When I tried to have my 6-year old leave a public swimming pool, she resisted to the point of almost making a scene. Not wanting to create a disturbance, as embarrassed as I was I resorted to having the lifeguard assist in my endeavors. I immediately thought of you and wondered how you would have handled this discipline situation. Any suggestions?
Children mature when they begin to realize that other people’s interests are also involved in their decisions. Having a youngster become aware of this is one of the most important charges a parent has.
If I were in that situation, I would ask my daughter, “Do you want to go swimming in the future?” This question would prompt her to reflect and make a choice for her long-term best interests.
Another approach could be—since it was past her time to leave the pool—saying to her, “The clock is running.” Explain that the phrase means she is now using up your time and will be accountable for it later.

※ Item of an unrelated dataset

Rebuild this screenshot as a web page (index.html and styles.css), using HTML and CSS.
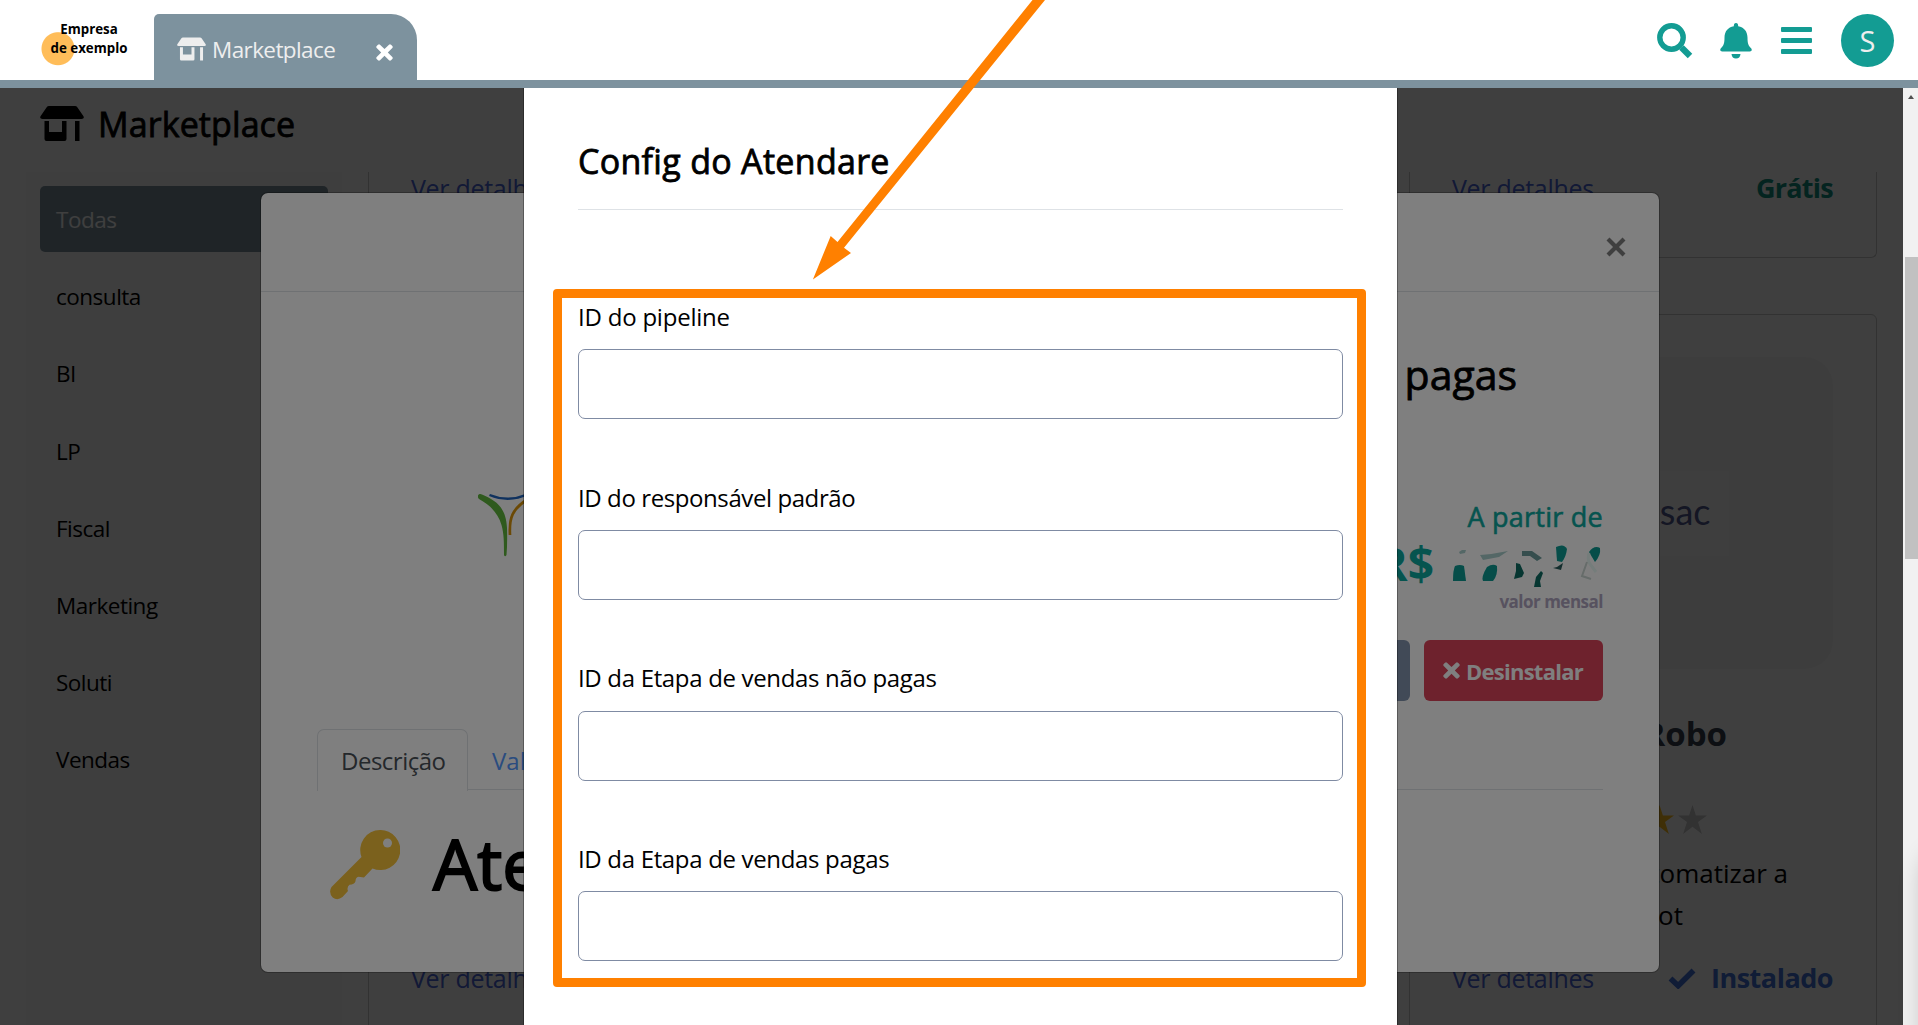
FILE: index.html
```html
<!DOCTYPE html>
<html lang="pt-BR">
<head>
<meta charset="utf-8">
<title>Marketplace</title>
<link rel="stylesheet" href="styles.css">
</head>
<body>
<svg class="defs" width="0" height="0" aria-hidden="true">
  <symbol id="store" viewBox="0 0 44 35"><path d="M9 0h26q1.500 0 2.300 1.200l6.200 9q1.200 2.800-2 2.800h-39q-3.200 0-2-2.800l6.200-9q.8-1.200 2.300-1.200zM4.500 15h4.500v11h13v-11h4.500v18q0 2-2 2h-18q-2 0-2-2zM35 15h4.500v20h-4.500z"/></symbol>
  <symbol id="times" viewBox="0 0 17 17"><path d="M4 0.700l4.500 4.400 4.500-4.400q1-.8 2 .1l1.300 1.300q.9 1 0 2l-4.500 4.400 4.500 4.500q.9 1 0 2l-1.300 1.300q-1 .9-2 0l-4.500-4.500-4.500 4.500q-1 .9-2 0l-1.300-1.300q-.9-1 0-2l4.500-4.500-4.500-4.400q-.9-1 0-2l1.300-1.300q1-.9 2-.1z"/></symbol>
  <symbol id="star" viewBox="0 0 29 29"><path d="M14.500 0l3.400 10.400h11.100l-9 6.700 3.900 11.900-9.400-7.300-9.400 7.300 3.900-11.900-9-6.700h11.100z"/></symbol>
</svg>

<header class="topbar">
  <div class="brand"><span>Empresa<br>de exemplo</span></div>
  <div class="tab">
    <svg class="tab-store"><use href="#store"/></svg>
    <span class="tab-name">Marketplace</span>
    <svg class="tab-close"><use href="#times"/></svg>
  </div>
  <nav class="tools">
    <svg width="36" height="36" viewBox="0 0 36 36"><circle cx="14.500" cy="14.500" r="11.700" fill="none" stroke="#139c93" stroke-width="5.400"/><path d="M24.500 24.500l8.500 8.500" stroke="#139c93" stroke-width="6.400" stroke-linecap="butt"/></svg>
    <svg width="32" height="36" viewBox="0 0 32 36"><path d="M16 0q2.200 0 2.200 3.200c5.800 1 9.300 5.300 9.300 11.300 0 6 .8 8 3.600 10.800 1.300 1.500.5 3.200-1.300 3.200h-27.600c-1.800 0-2.600-1.700-1.300-3.200 2.800-2.800 3.600-4.800 3.600-10.800 0-6 3.500-10.300 9.300-11.300q0-3.200 2.200-3.200zM11.500 31h9q-.5 4.500-4.500 4.500t-4.500-4.500z"/></svg>
    <svg width="31" height="27" viewBox="0 0 31 27"><path d="M1 0h29q1 0 1 1v3q0 1-1 1h-29q-1 0-1-1v-3q0-1 1-1zM1 11h29q1 0 1 1v3q0 1-1 1h-29q-1 0-1-1v-3q0-1 1-1zM1 22h29q1 0 1 1v3q0 1-1 1h-29q-1 0-1-1v-3q0-1 1-1z"/></svg>
    <span class="avatar">S</span>
  </nav>
</header>

<main class="page">
  <h1 class="page-title"><svg><use href="#store"/></svg><span>Marketplace</span></h1>
  <div class="content">
    <aside class="sidebar">
      <a class="active">Todas</a><a>consulta</a><a>BI</a><a>LP</a><a>Fiscal</a><a>Marketing</a><a>Soluti</a><a>Vendas</a>
    </aside>
    <section class="cards">
      <article class="card short"><footer><a>Ver detalhes</a></footer></article>
      <article class="card short"></article>
      <article class="card short"><footer><a>Ver detalhes</a><b class="free">Grátis</b></footer></article>
      <article class="card tall"><footer><a>Ver detalhes</a></footer></article>
      <article class="card tall"></article>
      <article class="card tall">
        <div class="cover"><div class="cover-logo">sac</div></div>
        <h2>Robo</h2>
        <div class="stars"><svg class="on"><use href="#star"/></svg><svg class="off"><use href="#star"/></svg></div>
        <p><span class="line-a">automatizar a</span><span class="line-b">bot</span></p>
        <footer><a>Ver detalhes</a><b class="installed"><svg width="28" height="21" viewBox="0 0 28 21"><path d="M2.500 10.500l7.700 7.200 15.300-15.200" fill="none" stroke="#4070d8" stroke-width="5.600"/></svg><span>Instalado</span></b></footer>
      </article>
    </section>
  </div>
  <div class="backdrop"></div>

  <section class="app-modal">
    <div class="app-head"><svg class="app-close" viewBox="0 0 20 20"><path d="M2 2l16 16M18 2l-16 16" stroke="#000" stroke-opacity=".5" stroke-width="4.200"/></svg></div>
    <div class="app-body">
      <div class="app-info">
        <svg class="app-logo" viewBox="0 0 60 64">
          <path d="M0 1.500Q1-1 4 .6C19 7 28 14 29 34Q29.500 50 28.500 61Q27 63.500 26 61C26 48 26 40 23.500 31C20 19 12 11 1 5Q-.5 3.500 0 1.500Z" fill="#5fb43c"/>
          <path d="M11.500 1Q31 9 50 0" fill="none" stroke="#1e63bd" stroke-width="2.300"/>
          <path d="M32 41C31 24 34 15 50 5" fill="none" stroke="#d6930b" stroke-width="2.700"/>
        </svg>
        <div class="pricing">
          <h2>pagas</h2>
          <div class="from">A partir de</div>
          <div class="price"><span>R$</span>
            <svg width="150" height="46" viewBox="0 0 150 46">
              <defs><filter id="soft" x="-20%" y="-20%" width="140%" height="140%"><feGaussianBlur stdDeviation=".6"/></filter></defs>
              <g filter="url(#soft)">
                <g fill="#0a9a92">
                  <path d="M2 24q5-2 9 0l2 15h-13q0-11 2-15z"/>
                  <path d="M34 25q6-4 10-1 1 9-4 15h-10q-2-4 4-14z"/>
                  <path d="M63 21l4 1 4 9-2 4-8 2 2-8z" fill="#0b6c64"/>
                  <path d="M88 29l2 2-3 8 1 6h-7l2-10z" fill="#0b6c64"/>
                  <path d="M103 5q8-4 11 2-1 8-5 13l-5-1z"/>
                  <path d="M100 26l4-1 6-4-2 7z" fill="#285a5a"/>
                  <path d="M136 10q5-7 11-4 1 7-5 14z"/>
                </g>
                <path d="M69 9h10l10 7-5 3-7-5-8 0z" fill="#6c9c9c"/>
                <path d="M6 10l3-2h4l-1 3-5 1zM27 13q14-1 28-4l-9 6-16 3z" fill="#a9cfcc"/>
                <path d="M136 11q-2 7 1 11l6 8" stroke="#eafaf6" stroke-width="3" fill="none"/>
                <path d="M134 20l-5 14 9 3" stroke="#ccd8d4" stroke-width="2" fill="none"/>
              </g>
            </svg>
          </div>
          <div class="monthly">valor mensal</div>
          <div class="actions"><button class="configure"></button><button class="remove"><svg><use href="#times"/></svg><span>Desinstalar</span></button></div>
        </div>
      </div>
      <nav class="app-tabs"><a class="current">Descrição</a><a>Val</a></nav>
      <h2 class="doc-title">
        <svg width="70" height="70" viewBox="0 0 70 70"><path fill-rule="evenodd" d="M50 0a20 20 0 1 1-7.500 38.400l-8.500 9-5.500-.7q-3 .7-3 4.500-1 3.400-6 3.600-3 2.500-1.500 6.200l-5.500 6q-5 4-9.800 0.500-4.500-5-1.200-10.500l30-30a20 20 0 0 1 18.500-27z" fill="#f7c23a"/><circle cx="57.500" cy="13" r="4.500" fill="#fff"/></svg>
        <span>Ate</span>
      </h2>
    </div>
  </section>
  <div class="backdrop"></div>

  <section class="config-modal">
    <h2>Config do Atendare</h2>
    <form>
      <label><span class="w1">ID do pipeline</span><input type="text"></label>
      <label><span class="w2">ID do responsável padrão</span><input type="text"></label>
      <label><span class="w3">ID da Etapa de vendas não pagas</span><input type="text"></label>
      <label><span class="w3">ID da Etapa de vendas pagas</span><input type="text"></label>
    </form>
  </section>
  <div class="scrollbar"><i class="up"></i><i class="thumb"></i></div>
  <div class="corner-shade"></div>
</main>

<div class="highlight"></div>
<svg class="arrow" width="260" height="290" viewBox="800 0 260 290"><path d="M812.900 279.500L830.700 236L837.500 242L1032.500 0H1045L844 247.700L851 253Z" fill="#ff8000"/></svg>
</body>
</html>
```

FILE: styles.css
```css
* { box-sizing: border-box; }
body {
  margin: 0;
  width: 1918px;
  height: 1025px;
  overflow: hidden;
  position: relative;
  background: #fff;
  color: #000;
  font-family: "Open Sans", "Noto Sans", sans-serif;
  font-size: 22.500px;
}
h1, h2, p { margin: 0; font-weight: 500; }
h1, .pricing h2, .config-modal h2 { -webkit-text-stroke: .8px currentColor; }
svg { display: block; flex: none; }
.defs { position: absolute; }
span, a, b, .from, .monthly { white-space: nowrap; }

/* top bar */
.topbar { height: 88px; border-bottom: 8px solid #7d929e; display: flex; align-items: flex-start; }
.brand {
  width: 154px; height: 80px; padding: 20px 0 0 24px;
  text-align: center; font-size: 13.300px; line-height: 18.700px; font-weight: 700;
  background: radial-gradient(circle at 58px 48.700px, #ffbd59 16px, transparent 17px);
}
.tab {
  width: 263px; height: 66px; margin-top: 14px; padding: 0 24px 0 23px;
  display: flex; align-items: center; background: #7d929e; border-radius: 5px 26px 0 0; color: #eee; fill: #eee;
}
.tab-store { width: 29px; height: 24px; margin: 3px 6px 0 0; }
.tab-name { line-height: 30px; margin-top: 5px; letter-spacing: -.6px; }
.tab-close { width: 17px; height: 17px; margin: 10px 0 0 auto; fill: #fff; }
.tools { display: flex; align-items: center; margin: 14px 24px 0 auto; fill: #139c93; gap: 29px; }
.tools svg:first-child { margin-right: -2px; }
.avatar { width: 53px; height: 53px; border-radius: 50%; background: #139c93; color: #eee; font-size: 29px; line-height: 54px; text-align: center; }

/* marketplace page */
.page { position: relative; height: 937px; overflow: hidden; }
.page-title { height: 84px; padding: 18px 0 0 40px; display: flex; align-items: flex-start; gap: 14px; font-size: 34px; line-height: 36px; letter-spacing: .1px; }
.page-title svg { width: 44px; height: 35px; }
.content { display: flex; padding-left: 26px; height: 853px; }
.sidebar { width: 316px; background: #f8f8f8; padding: 14px; display: flex; flex-direction: column; gap: 11.200px; letter-spacing: -.5px; }
.sidebar a { flex: none; height: 66px; line-height: 68px; padding-left: 16px; border-radius: 5px; }
.sidebar .active { background: #7d929e; color: #fff; }
.cards { margin-left: 26px; display: grid; grid-template-columns: repeat(3, 468px); grid-template-rows: 86px 780px; gap: 56px 52.500px; }
.card { border: 1px solid #c8c8c8; border-radius: 6px; padding: 0 43px 0 42px; display: flex; flex-direction: column; }
.card.short { border-top: 0; border-radius: 0 0 6px 6px; }
.card footer { display: flex; justify-content: space-between; line-height: 36px; color: #4864d8; font-size: 25px; letter-spacing: -.3px; margin-top: -2px; }
.card.tall footer { margin-top: auto; margin-bottom: 97px; }
.free { color: #119080; font-size: 27px; letter-spacing: -.75px; }
.installed { display: flex; align-items: center; gap: 15px; color: #4070d8; font-size: 27px; letter-spacing: -.5px; }
.cover { height: 312px; margin-top: 42px; flex: none; border-radius: 28px; background: #f7f7f7; display: flex; align-items: center; justify-content: center; }
.cover-logo { width: 172px; height: 85px; background: #fbfbfb; text-align: right; padding-right: 18px; font: 36px/80px Lato, sans-serif; color: #505a90; }
.card h2 { font-size: 33px; line-height: 44px; font-weight: 700; color: #343f4c; margin: 43px 106px 0 0; text-align: right; }
.stars { display: flex; justify-content: flex-end; gap: 4px; margin: 49px 126px 0 0; }
.stars svg { width: 29px; height: 29px; }
.on { fill: #ffbe1e; }
.off { fill: #c8c8c8; }
.card p { display: flex; flex-direction: column; align-items: flex-end; font-size: 26px; line-height: 41.500px; margin-top: 19px; padding-right: 45px; }
.line-b { margin-right: 105px; }

.backdrop { position: absolute; inset: 0; background: rgba(0, 0, 0, .5); }

/* application details window */
.app-modal { position: absolute; left: 260px; top: 104px; width: 1400px; height: 781px; background: #fff; background-clip: padding-box; border: 1px solid rgba(0, 0, 0, .25); border-radius: 8px; }
.app-head { height: 99px; border-bottom: 1px solid #dee2e6; display: flex; justify-content: flex-end; padding: 44px 33px 0 0; }
.app-close { width: 20px; height: 20px; }
.app-body { padding: 0 56px; }
.app-info { display: flex; justify-content: space-between; height: 437px; }
.app-logo { width: 60px; height: 64px; margin: 202px 0 0 161px; }
.pricing { padding-top: 57px; display: flex; flex-direction: column; align-items: flex-end; color: #0ca89e; }
.pricing h2 { font-size: 41px; line-height: 50px; color: #000; margin-right: 86px; }
.from { font-size: 27px; line-height: 34px; margin-top: 101px; letter-spacing: .25px; -webkit-text-stroke: .6px currentColor; }
.price { display: flex; font-size: 46px; line-height: 50px; font-weight: 700; margin-top: 4px; gap: 19px; }
.price svg { margin-top: 4px; }
.monthly { font-size: 17px; line-height: 24px; font-weight: 700; color: #aea4be; margin-top: 2px; letter-spacing: -.5px; }
.actions { display: flex; gap: 14px; margin-top: 26px; }
button { border: 0; border-radius: 6px; height: 61px; font: inherit; font-weight: 700; color: #fff; padding: 0; }
.configure { width: 180px; background: #8294ae; }
.remove { width: 179px; background: #dc445a; display: flex; align-items: center; padding-left: 19px; gap: 6px; fill: #fff; }
.remove svg { width: 17px; height: 17px; }
.remove span { font-size: 22px; letter-spacing: -.75px; margin-top: 1px; }
.app-tabs { display: flex; height: 61px; border-bottom: 1px solid #dee2e6; font-size: 24px; line-height: 61px; color: #5498ff; }
.app-tabs a { padding: 1px 24px; }
.app-tabs .current { height: 62px; width: 151px; padding: 0 23px; border: 1px solid #dee2e6; border-bottom: 0; border-radius: 7px 7px 0 0; background: #fff; color: #495057; letter-spacing: -.5px; }
.doc-title { display: flex; gap: 33px; margin: 33px 0 0 13px; font-size: 70px; line-height: 80px; -webkit-text-stroke: 2px currentColor; }
.doc-title svg { margin-top: 7px; }

/* configuration window */
.config-modal { position: absolute; left: 523px; top: 0; width: 875px; height: 937px; padding: 53px 54px 0; background: #fff; background-clip: padding-box; border: solid rgba(0, 0, 0, .3); border-width: 0 1px; }
.config-modal h2 { font-size: 34px; line-height: 40px; padding-bottom: 28px; border-bottom: 1px solid #dee2e6; letter-spacing: .3px; }
form { display: flex; flex-direction: column; gap: 60.500px; margin-top: 89px; }
label { display: flex; flex-direction: column; gap: 14.200px; font-size: 24px; line-height: 36px; }
.w1 { letter-spacing: -.22px; }
.w2 { letter-spacing: -.41px; }
.w3 { letter-spacing: -.33px; }
input { height: 70px; width: 100%; border: 1px solid #7f8ba3; border-radius: 7px; background: #fff; }

.scrollbar { position: absolute; right: 0; top: 0; bottom: 0; width: 15px; background: #f1f1f1; }
.up { position: absolute; left: 5px; top: 7px; border: solid transparent; border-width: 0 3.500px 4px; border-bottom-color: #505050; }
.thumb { position: absolute; left: 2px; right: 0; top: 169px; height: 302px; background: #c1c1c1; }
.corner-shade { position: absolute; left: 1922px; top: 760px; width: 60px; height: 240px; border-radius: 30px; box-shadow: 0 0 24px rgba(0, 0, 0, .2); }

/* annotations */
.highlight { position: absolute; left: 553px; top: 289px; width: 813px; height: 698px; border: 9px solid #ff8000; border-radius: 4px; }
.arrow { position: absolute; left: 800px; top: 0; }
```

Don’t tell her what that means. The next day let her know that she used 10 minutes of your time at the pool the day before and now it’s her turn to wait on you. Give her two choices of assignments—preferably distasteful ones. The key to remember is that SHE does the choosing. Or have her suggest an activity that will assist her to not repeat the behavior. Either way, having her choose is the prime difference between elicitation and imposition. Something elicited is owned by the person. Something imposed promotes victimhood thinking because it generates a feeling of lack of control. This feeling often results in blaming the person who imposed the punishment.
Finally, here is very simple technique to keep in mind—one we have experienced but may not have consciously thought about: THE PERSON WHO ASKS THE QUESTION CONTROLS THE CONVERSATION. When she asks you a question, and you enter into a discussion based on her question, she is controlling the conversation. Pull out of this by answering with your own question.
More information about how to handle situations like this one is explained in the parenting book.
I think that when you have a child like this, it can be really taxing on you. Great post! It is awesome!
I have never forgotten the message from Marv regarding the person who asks the questions controls the conversation. This works in business and with children. I learned it with the hard way with my 5 year old daughter. She is now 14 and the principle still applies. I love Marv’s books!